Aus dem spontanen Zusammenschluss enthusiastischer Umweltkämpfer, denen die Arbeit der Bürgerinitiativen zu schlapp war, wurde allmählich ein respektabler Konzern. Doch der hat nur ein einziges Produkt im Programm, nämlich spektakuläre Aktionen. Und darin liegt sein Problem. Denn ohne Aktionen keine Medienresonanz, ohne Medienresonanz keine Spenden, keine neuen Mitglieder - und noch weniger Aktionen. Also wurden Angriffsziele nicht nach ökologischem Gefahrenpotential ausgewählt, sondern so, wie es Kampagnenleiter Ulrich Jürgens anhand der "Brent Spar" erläuterte: "Da ist alles dran, die visuelle Dimension, der Symbolgehalt, ein mächtiger Gegner".

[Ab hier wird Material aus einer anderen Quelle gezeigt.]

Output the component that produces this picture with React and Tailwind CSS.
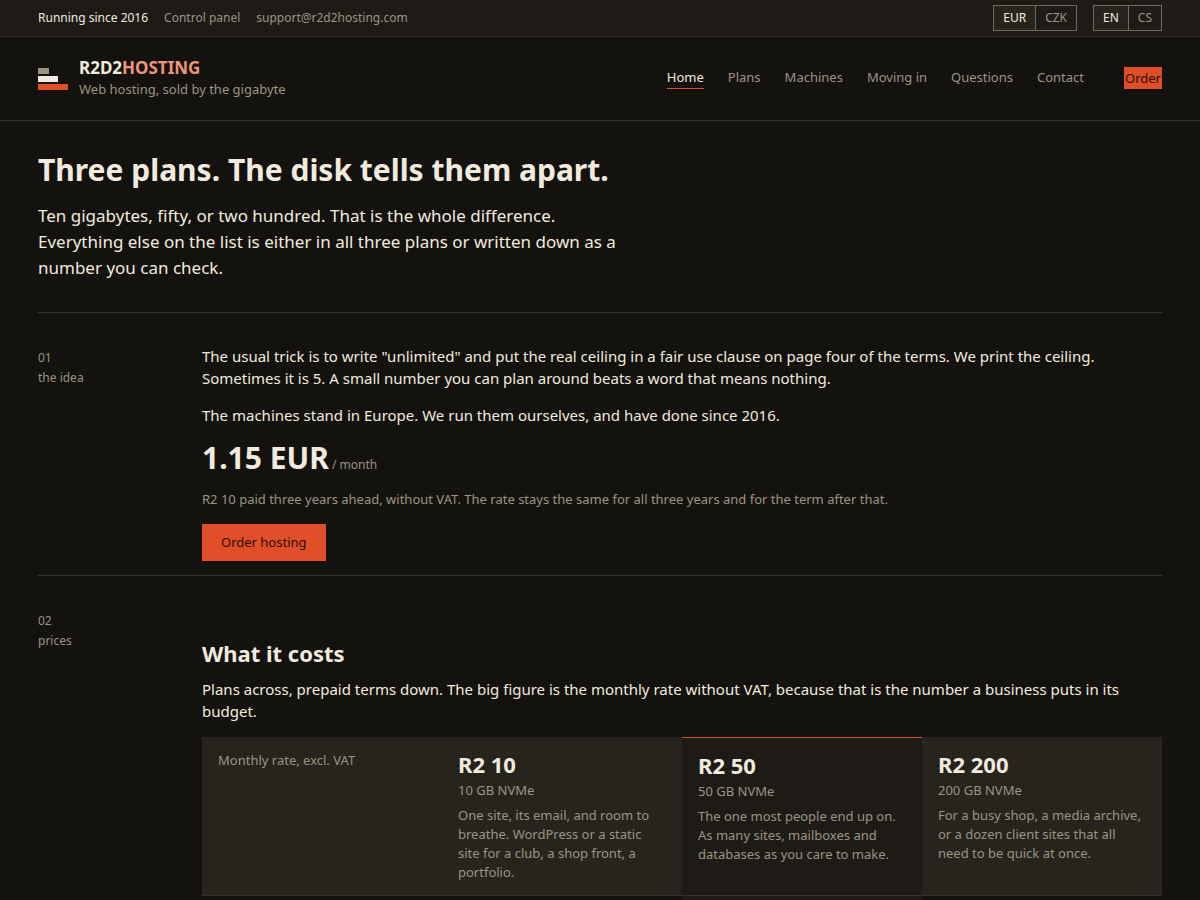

Aber die Brent Spar war eben nicht der Umweltskandal, Greenpeace musste sich bei Shell für weit überzogene Horror-Szenarien entschuldigen, und das macht der Organisation immer noch zu schaffen, gerade im deutschen Büro, dem aktivsten weltweit. Wie die Deutschland-Chefin Brigitte Behrens einräumt, ist die Zahl der Fördermitglieder im vergangenen Jahr um 20 000 auf 510 000 gesunken, das Spendenaufkommen entsprechend von 68,7 Millionen Mark 1998 auf 62,7 Millionen im Jahr 1999. Selbst die Journalisten, die immer wieder den guten Zweck als Legitimation nahmen und jeglicher Aktion bereitwillig als Lautsprecher dienten, vorzugsweise vorn auf den Wellenkämmen, werden allmählich skeptisch.

Greenpeace muss also mit einem deutlichen Imageverfall leben, der aber nur zum Teil auf die gezinkten Karten der Brent-Spar-Affäre zurückgeht. Denn was kam danach? Die komplexen Fragen der Gentechnik eignen sich kaum zur bildwirksamen Aufbereitung, die Castor-Transporte erregen nur noch wenige Alarmisten rechts und links der Gleise, auch wenn gerade gestern wieder drei Greenpeace-Leute in Biblis verletzt wurden. So müssen Themen oft aus fernen Regionen herbeigequält werden wie der ölige Sand, der kürzlich im Foyer der Elf-Deutschlandzentrale abgekippt wurde, um die angebliche Mitverantwortung des Konzerns für undichte russische Pipelines zu veranschaulichen. Ja, und?

Aktionen wie diese wirken häufig wie Beschwörungen eines fernen Zeitalters, als lärmender Aktionismus der einzige Weg zur Rettung der Umwelt zu sein schien. Die Greenpeace-Erfolge beruhten darauf, dass man eine Lücke füllte, die die Politik gelassen hatte: Wenn Regierungen populistisch reagieren statt nüchtern zu agieren, lassen sie außerparlamentarischen Gruppen viel Raum für eigene Aktion. Diese Gruppen sorgten dafür, dass in scheinbar festgefahrenen Situationen tatsächlich etwas geschah, dass Minister wankten und Konzernvorstände stotterten. Doch die Politiker haben davon gelernt: Sie polarisieren die öffentliche Meinung gleich selbst, um sich dann als Vermittler jener Konflikte anzubieten, die sie selbst geschaffen haben. In den Konzernen geben Umweltbeauftragte den Ton an, und der deutsche Umweltminister ist als Grüner ein schweres Ziel. Und es werden Fragen laut nach der demokratischen Legitimation und, gegebenenfalls, der Schadensersatzpflicht von Gruppen, die für sich in Anspruch nehmen, die Belange der Menschheit insgesamt zu vertreten.

Überdies ist grüne Fundamentalopposition leichter glaubwürdig zu vertreten als ein Kurs konstruktiven Handelns. Greenpeace geriet deshalb mit seinem demonstrativ selbst entwickelten Drei-Liter-Auto auf Renault-Basis in größte Probleme: Den eigenen Hardlinern galt es als Verrat und Kniefall vor der Autolobby; heute fragen sich Realisten umgekehrt, ob es nicht sinnvoller wäre, statt des nie zur Serienreife gelangten Renault lieber den höchst realen Öko-Lupo von VW zu unterstützen. Doch das können sich die kühlen Rechner um Greenpeace-Chef Thilo Bode noch längst nicht erlauben.